Car Wars: The empire strikes again

When government nationalizes companies, stuff gets weird.

First, we’ve got the government making decisions – perhaps rash decisions – about dealership closings in the wake of the GM and Chrysler nationalizations. Second, as Mark Hemingway reports, such decisions are being made for political reasons rather than purely economic ones. All this prompts a couple of questions: Why is the government making these kinds of business decisions? Why is anyone surprised that such decisions are being made based on politics?

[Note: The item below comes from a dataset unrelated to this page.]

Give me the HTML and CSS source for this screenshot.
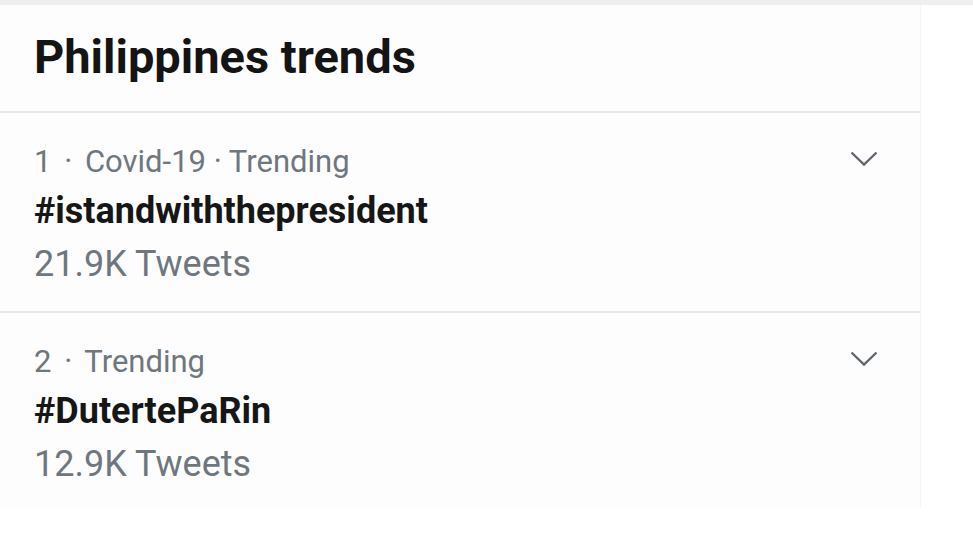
FILE: index.html
```html
<!DOCTYPE html>
<html lang="en">
<head>
  <meta charset="UTF-8">
  <meta name="viewport" content="width=device-width, initial-scale=1.0">
  <title>Philippines trends</title>
  <link rel="stylesheet" href="styles.css">
</head>
<body>
  <div class="page">
    <div class="panel">
      <h1 class="panel-title">Philippines trends</h1>

      <div class="trend">
        <div class="trend-text">
          <div class="trend-meta">1 <span class="dot">·</span> Covid-19 · Trending</div>
          <div class="trend-name">#istandwiththepresident</div>
          <div class="trend-count">21.9K Tweets</div>
        </div>
        <svg class="chevron" width="28" height="18" viewBox="0 0 28 18">
          <polyline points="1.5,2.5 14,14.5 26.5,2.5" fill="none" stroke="#5f6870" stroke-width="2.4" />
        </svg>
      </div>

      <div class="trend last">
        <div class="trend-text">
          <div class="trend-meta">2 <span class="dot">·</span> Trending</div>
          <div class="trend-name">#DutertePaRin</div>
          <div class="trend-count">12.9K Tweets</div>
        </div>
        <svg class="chevron" width="28" height="18" viewBox="0 0 28 18">
          <polyline points="1.5,2.5 14,14.5 26.5,2.5" fill="none" stroke="#5f6870" stroke-width="2.4" />
        </svg>
      </div>
    </div>
  </div>
</body>
</html>
```

FILE: styles.css
```css
body { margin: 0; background: #ffffff; font-family: Roboto, "Liberation Sans", sans-serif; }
.page { width: 973px; height: 540px; border-top: 5px solid #eeeeee; box-sizing: border-box; }
.panel { width: 920px; background: #fdfdfd; border-right: 1px solid #f6f6f6; }
.panel-title { margin: 0; padding: 24px 34px 0; height: 82px; font-size: 47px; line-height: 56px; font-weight: 700; color: #141414; border-bottom: 2px solid #e8e8e8; }
.trend { display: flex; justify-content: space-between; align-items: flex-start; padding: 24px 42px 18px 34px; border-bottom: 2px solid #e8e8e8; }
.trend.last { border-bottom: none; padding-bottom: 15px; }
.trend-text { display: flex; flex-direction: column; }
.trend-meta { font-size: 31px; line-height: 50px; color: #6f777e; }
.dot { margin: 0 5px; }
.trend-name { font-size: 36px; line-height: 48px; font-weight: 700; color: #161616; }
.trend-count { font-size: 36px; line-height: 58px; color: #6f777e; }
.chevron { margin-top: 13px; }
```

But that’s not all. We can ask deeper questions about the very existence of car dealerships. For example: why do we mandate and license car dealerships at all? A lot of people don’t realize that car dealerships are an artifact of bad government policy. And we may not need them.

Consider this explanation, which I wrote for TCS Daily:

Regulatory barriers to buying a car online are a textbook example of “rent-seeking” — when an interest group hollers, stomps and lobbies the state until politicians cave. Car companies that might offer cars at a lower price — with a better shopping experience — are blocked from doing so.

So we don’t know exactly what the market would look like if the market for auto sales became free. But so what? We don’t worry how the Web would provide search engines or online shopping. And yet magically it happens. Still, when you suggest doing away with dealership licensing, people say things like:

“If all of a sudden people are buying cars online, what will happen to people like my mother? Dealerships will go away. She won't know how to buy online and she won't be able to trust the product unless she meets a salesperson.”

The answer is, “if people really demand shopping for cars offline, dealerships have little to fear since they actually provide that service.” As I explain:

What dealers know full well is that entrepreneurs will find all sorts of ways to make the services dealerships offer redundant — which will benefit you and me. Consider the question of how people will test drive cars in an Internet purchasing environment. We can imagine automakers offering smaller test-drive centers. And we can also imagine delivery and logistics networks for cars so that people can pick up their cars quickly once they buy them — or have them delivered to their driveways.

There is all sorts of tortuous legal logic that justifies this sort of dealership protectionism:

The Supreme Court has held that, under the so-called “dormant” Commerce Clause, a state is prohibited from discriminating against interstate commerce by passing laws that treat in-state businesses more favorably than out-of-state businesses. Such treatment is permitted, however, if a state can convince the Court that the law advances a “legitimate state interest.”

John Delacourt, a legal expert on interstate trade issues, explains the logic as follows:

Where the businesses receiving disparate treatment are identical but for their geographic location (for example, a Virginia winery and a New York or Michigan winery), this [appeal to 'state interest'] generally is not possible. However, where there are real and demonstrable differences between the two businesses (for example, an automobile manufacturer and an automobile dealer), a discriminatory law may survive a Commerce Clause challenge. Indeed, in the 1978 case of Exxon v. Governor of Maryland, the Supreme Court expressly held that curbing the disproportionate market power of manufacturers vis-à-vis franchised dealers constitutes a legitimate state interest.

So is dealer protectionism a legitimate “state interest”? What about the interests of consumers? You may not think consumers are harmed by state-licensing of auto dealerships, but you’d be wrong. Consider that you could save as much as $2,500 the next time you bought a car–that is, if you could buy it straight from a dealership. You might purchase it online or otherwise direct from the manufacturer.

It’s bad enough that we have a government created system of middlemen lot lizards stripping resources from the purchase of every car. Now we’ve got the government owning significant stakes in U.S. auto companies and making political decisions about the life or death of this or that dealership. Truly bizarre. The market is certainly not free.

For those who believe in the power of government to correct so-called “market failures,” consider the messes government has made when you look deeply enough. The car business – from design to driving – is distorted by meddling by Leviathan. And it looks like things are only getting worse.